Look through the data and write out every line with the word "index" in it.

# # #

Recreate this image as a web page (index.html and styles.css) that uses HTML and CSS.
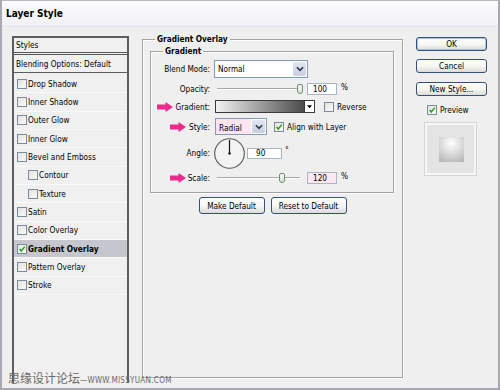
FILE: index.html
```html
<!DOCTYPE html>
<html lang="en">
<head>
    <meta charset="UTF-8">
    <title>Layer Style</title>
    <link rel="stylesheet" href="styles.css">
</head>
<body>
    <div class="window">
        <div class="titlebar">Layer Style</div>
        <div class="content">
            <div class="styles-panel">
                <div class="panel-head">Styles</div>
                <div class="panel-blend">Blending Options: Default</div>
                <ul class="fx-list">
                    <li><span class="check"></span>Drop Shadow</li>
                    <li><span class="check"></span>Inner Shadow</li>
                    <li><span class="check"></span>Outer Glow</li>
                    <li><span class="check"></span>Inner Glow</li>
                    <li><span class="check"></span>Bevel and Emboss</li>
                    <li class="sub"><span class="check"></span>Contour</li>
                    <li class="sub"><span class="check"></span>Texture</li>
                    <li><span class="check"></span>Satin</li>
                    <li><span class="check"></span>Color Overlay</li>
                    <li class="active"><span class="check on"><svg viewBox="0 0 10 10"><path d="M2 5 L4 7.5 L8.5 2" /></svg></span>Gradient Overlay</li>
                    <li><span class="check"></span>Pattern Overlay</li>
                    <li><span class="check"></span>Stroke</li>
                </ul>
            </div>

            <fieldset class="group outer">
                <legend>Gradient Overlay</legend>
                <fieldset class="group inner">
                    <legend>Gradient</legend>

                    <div class="row row-blend">
                        <span class="label">Blend Mode:</span>
                        <div class="controls">
                            <div class="select select-blend">
                                <span class="select-text">Normal</span>
                                <span class="select-btn"><svg viewBox="0 0 9 6"><path d="M1 1 L4.5 4.5 L8 1" /></svg></span>
                            </div>
                        </div>
                    </div>

                    <div class="row row-opacity">
                        <span class="label">Opacity:</span>
                        <div class="controls">
                            <div class="slider"><span class="track"></span><span class="thumb thumb-opacity"></span></div>
                            <span class="field">100</span>
                            <span class="unit">%</span>
                        </div>
                    </div>

                    <div class="row row-gradient">
                        <span class="label"><svg class="arrow" viewBox="0 0 16 10"><path d="M0 2.5 H8.5 V0 L16 5 L8.5 10 V7.5 H0 Z" /></svg>Gradient:</span>
                        <div class="controls">
                            <div class="gradient-bar"><span class="gradient-fill"></span><span class="gradient-btn"><svg viewBox="0 0 6 4"><path d="M0 0 H6 L3 3.5 Z" /></svg></span></div>
                            <span class="check reverse-check"></span>
                            <span class="check-text">Reverse</span>
                        </div>
                    </div>

                    <div class="row row-style">
                        <span class="label"><svg class="arrow" viewBox="0 0 16 10"><path d="M0 2.5 H8.5 V0 L16 5 L8.5 10 V7.5 H0 Z" /></svg>Style:</span>
                        <div class="controls">
                            <div class="select select-style">
                                <span class="select-text">Radial</span>
                                <span class="select-btn"><svg viewBox="0 0 9 6"><path d="M1 1 L4.5 4.5 L8 1" /></svg></span>
                            </div>
                            <span class="check on align-check"><svg viewBox="0 0 10 10"><path d="M2 5 L4 7.5 L8.5 2" /></svg></span>
                            <span class="check-text">Align with Layer</span>
                        </div>
                    </div>

                    <div class="row row-angle">
                        <span class="label">Angle:</span>
                        <div class="controls">
                            <svg class="dial" viewBox="0 0 31 31">
                                <circle cx="15.5" cy="15.5" r="14.8" />
                                <line x1="15.5" y1="15.5" x2="15.5" y2="2" />
                                <circle class="dot" cx="15.5" cy="15.5" r="1.2" />
                            </svg>
                            <span class="field field-angle">90</span>
                            <span class="unit deg">°</span>
                        </div>
                    </div>

                    <div class="row row-scale">
                        <span class="label"><svg class="arrow" viewBox="0 0 16 10"><path d="M0 2.5 H8.5 V0 L16 5 L8.5 10 V7.5 H0 Z" /></svg>Scale:</span>
                        <div class="controls">
                            <div class="slider"><span class="track"></span><span class="thumb thumb-scale"></span></div>
                            <span class="field field-pink">120</span>
                            <span class="unit">%</span>
                        </div>
                    </div>
                </fieldset>

                <div class="defaults">
                    <span class="btn btn-make">Make Default</span>
                    <span class="btn btn-reset">Reset to Default</span>
                </div>
            </fieldset>

            <div class="side">
                <span class="btn side-btn btn-ok">OK</span>
                <span class="btn side-btn">Cancel</span>
                <span class="btn side-btn">New Style...</span>
                <div class="preview-row">
                    <span class="check on"><svg viewBox="0 0 10 10"><path d="M2 5 L4 7.5 L8.5 2" /></svg></span>
                    <span class="check-text">Preview</span>
                </div>
                <div class="preview-box"><span class="preview-swatch"></span></div>
            </div>
        </div>

        <div class="watermark"><span class="wm-cn">思缘设计论坛</span><span class="wm-en">—WWW.MISSYUAN.COM</span></div>
    </div>
</body>
</html>
```

FILE: styles.css
```css
* {
    box-sizing: border-box;
}

body {
    margin: 0;
    width: 500px;
    height: 390px;
    overflow: hidden;
    background: #efefef;
    font-family: "DejaVu Sans Condensed", "DejaVu Sans", sans-serif;
    font-stretch: semi-condensed;
    font-size: 8.2px;
    color: #000;
}

.window {
    position: relative;
    width: 500px;
    height: 390px;
    border: 2px solid #a8a8b3;
    border-top: 1px solid #b9b9c4;
    background: #efefef;
}

.titlebar {
    height: 26px;
    padding-left: 4px;
    display: flex;
    align-items: center;
    background: linear-gradient(#fcfcfe, #f1f1f5);
    border-bottom: 1px solid #e4e4ea;
    font-weight: bold;
    font-size: 10px;
}

.content {
    display: flex;
    align-items: flex-start;
    padding-left: 10px;
}

/* left list of effects */
.styles-panel {
    margin-top: 9px;
    width: 117px;
    height: 347px;
    border: 2px solid #5d5d5d;
    border-bottom: none;
    background: #f0f0f0;
}

.panel-head {
    height: 17px;
    padding: 0 0 0 2px;
    line-height: 14px;
    border-bottom: 3px double #555;
}

.panel-blend {
    height: 18px;
    padding: 2px 0 0 2px;
    line-height: 15px;
    border-bottom: 1px solid #5d5d5d;
}

.fx-list {
    list-style: none;
    margin: 0;
    padding: 2px 0 0 0;
}

.fx-list li {
    display: flex;
    align-items: center;
    height: 18.33px;
    padding-left: 3px;
    border-bottom: 1px solid #f9f9f9;
}

.fx-list li.sub {
    padding-left: 14px;
}

.fx-list li.active {
    background: #c6c6ce;
    font-weight: bold;
}

.fx-list .check {
    margin-right: 1px;
}

.check {
    display: inline-flex;
    width: 10px;
    height: 10px;
    flex: none;
    border: 1px solid #7b8a9c;
    background: linear-gradient(135deg, #e3e3dc, #fbfbf9);
}

.check svg {
    width: 8px;
    height: 8px;
    fill: none;
    stroke: #22a022;
    stroke-width: 1.8;
}

.check-text {
    margin-left: 3px;
}

/* middle fieldsets */
.group {
    margin: 0;
    border: 1px solid #a2a2a2;
    box-shadow: 1px 1px 0 #fff, inset 1px 1px 0 #fff;
}

.group legend {
    font-weight: bold;
    line-height: 10px;
    padding: 0 2px;
}

.outer {
    margin-top: 7px;
    margin-left: 13px;
    width: 261px;
    height: 344px;
    padding: 2px 7px 0 7px;
}

.outer > legend {
    margin-left: 5px;
}

.inner {
    width: 244px;
    height: 147px;
    padding: 4px 0 6px 0;
}

.inner > legend {
    margin-left: 12px;
}

.row {
    display: grid;
    grid-template-columns: 59px 1fr;
    column-gap: 4px;
    align-items: center;
}

.label {
    display: flex;
    justify-content: flex-end;
    align-items: center;
    gap: 2px;
}

.arrow {
    width: 16px;
    height: 10px;
    fill: #ee2a8c;
}

.controls {
    display: flex;
    align-items: center;
    height: 100%;
}

.row-blend { height: 18px; }
.row-opacity { height: 14px; margin-top: 4px; }
.row-gradient { height: 13px; margin-top: 4px; }
.row-style { height: 17px; margin-top: 5px; }
.row-angle { height: 32px; margin-top: 2px; }
.row-scale { height: 14px; margin-top: 2px; }

.row-style .label {
    gap: 3px;
}

.select {
    display: flex;
    height: 100%;
    border: 1px solid #7f9db9;
    background: #fff;
}

.select-text {
    flex: 1;
    display: flex;
    align-items: center;
    padding-left: 3px;
}

.select-btn {
    display: flex;
    align-items: center;
    justify-content: center;
    width: 13px;
    margin: 1px;
    border-radius: 2px;
    background: linear-gradient(#e2e6f2, #c8cde0);
}

.select-btn svg {
    width: 8px;
    height: 6px;
    fill: none;
    stroke: #2b3550;
    stroke-width: 1.8;
}

.select-blend {
    width: 94px;
}

.select-style {
    width: 52px;
    margin-left: 1px;
}

.select-style .select-text {
    background: #fbe5ee;
    padding-top: 2px;
}

.slider {
    position: relative;
    width: 89px;
    height: 100%;
}

.track {
    position: absolute;
    left: 3px;
    right: 3px;
    top: 6px;
    height: 2px;
    border-top: 1px solid #a9a9a9;
    background: #fff;
}

.thumb {
    position: absolute;
    top: 2px;
    width: 6px;
    height: 10px;
    border: 1px solid #6d8f6d;
    border-radius: 2px 2px 3px 3px;
    background: linear-gradient(#f6f9f4, #d9e3d5);
}

.thumb-opacity { left: 83px; }
.thumb-scale { left: 65px; }

.field {
    display: flex;
    align-items: center;
    width: 30px;
    height: 12px;
    margin-left: 4px;
    padding-left: 5px;
    border: 1px solid #a8b6c4;
    background: #fff;
}

.field-pink {
    background: #fce9ef;
}

.field-angle {
    width: 35px;
    height: 11px;
    margin-left: 2px;
    padding-left: 8px;
}

.unit {
    margin-left: 4px;
    align-self: flex-start;
}

.deg {
    margin-left: 3px;
    margin-top: 8px;
}

.gradient-bar {
    display: flex;
    width: 100px;
    height: 100%;
    margin-left: 1px;
    border: 1px solid #3a3a3a;
}

.gradient-fill {
    flex: 1;
    background: linear-gradient(to right, #f2f2f2, #4b4b4b);
}

.gradient-btn {
    display: flex;
    align-items: center;
    justify-content: center;
    width: 10px;
    border-left: 1px solid #3a3a3a;
    background: #fff;
}

.gradient-btn svg {
    width: 5px;
    height: 4px;
    fill: #000;
}

.reverse-check {
    margin-left: 9px;
}

.align-check {
    margin-left: 7px;
}

.dial {
    width: 31px;
    height: 31px;
}

.dial circle {
    fill: #f3f3f3;
    stroke: #5a5a5a;
    stroke-width: 1.1;
}

.dial line {
    stroke: #111;
    stroke-width: 1.2;
}

.dial .dot {
    fill: #111;
    stroke: none;
}

/* buttons */
.btn {
    display: flex;
    align-items: center;
    justify-content: center;
    border: 1px solid #35507c;
    border-radius: 3px;
    background: linear-gradient(#ffffff, #f5f5f1 55%, #dcdcd5);
}

.defaults {
    display: flex;
    justify-content: center;
    gap: 6px;
    margin-top: 4px;
}

.btn-make {
    width: 66px;
    height: 17px;
}

.btn-reset {
    width: 76px;
    height: 17px;
}

.side {
    display: flex;
    flex-direction: column;
    margin-top: 10px;
    margin-left: 13px;
    width: 71px;
}

.side-btn {
    height: 14px;
    margin-bottom: 8px;
}

.side-btn + .side-btn {
    margin-bottom: 9px;
}

.btn-ok {
    box-shadow: inset 0 0 0 1px #a9c2ea;
}

.preview-row {
    display: flex;
    align-items: center;
    height: 11px;
    margin-top: -1px;
    padding-left: 11px;
}

.preview-box {
    display: flex;
    align-items: center;
    justify-content: center;
    width: 53px;
    height: 54px;
    margin-top: 7px;
    margin-left: 8px;
    border: 1px solid #d4d4d4;
    box-shadow: inset 0 0 0 2px #f7f7f7;
    background: #e4e4e4;
}

.preview-swatch {
    width: 25px;
    height: 25px;
    margin-left: 2px;
    background: radial-gradient(circle at 50% 25%, #ffffff, #c9c9c9 70%, #b2b2b2);
}

.watermark {
    position: absolute;
    left: 6px;
    bottom: 2px;
    display: flex;
    align-items: baseline;
    color: #6b6b6b;
}

.wm-cn {
    font-family: "Noto Sans CJK SC", sans-serif;
    font-size: 12px;
}

.wm-en {
    font-family: "DejaVu Sans Condensed", "DejaVu Sans", sans-serif;
    font-size: 8px;
    letter-spacing: 0.3px;
}
```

# # #

Response for this exercise>
Recreate this image as a web page (index.html and styles.css) that uses HTML and CSS.
FILE: index.html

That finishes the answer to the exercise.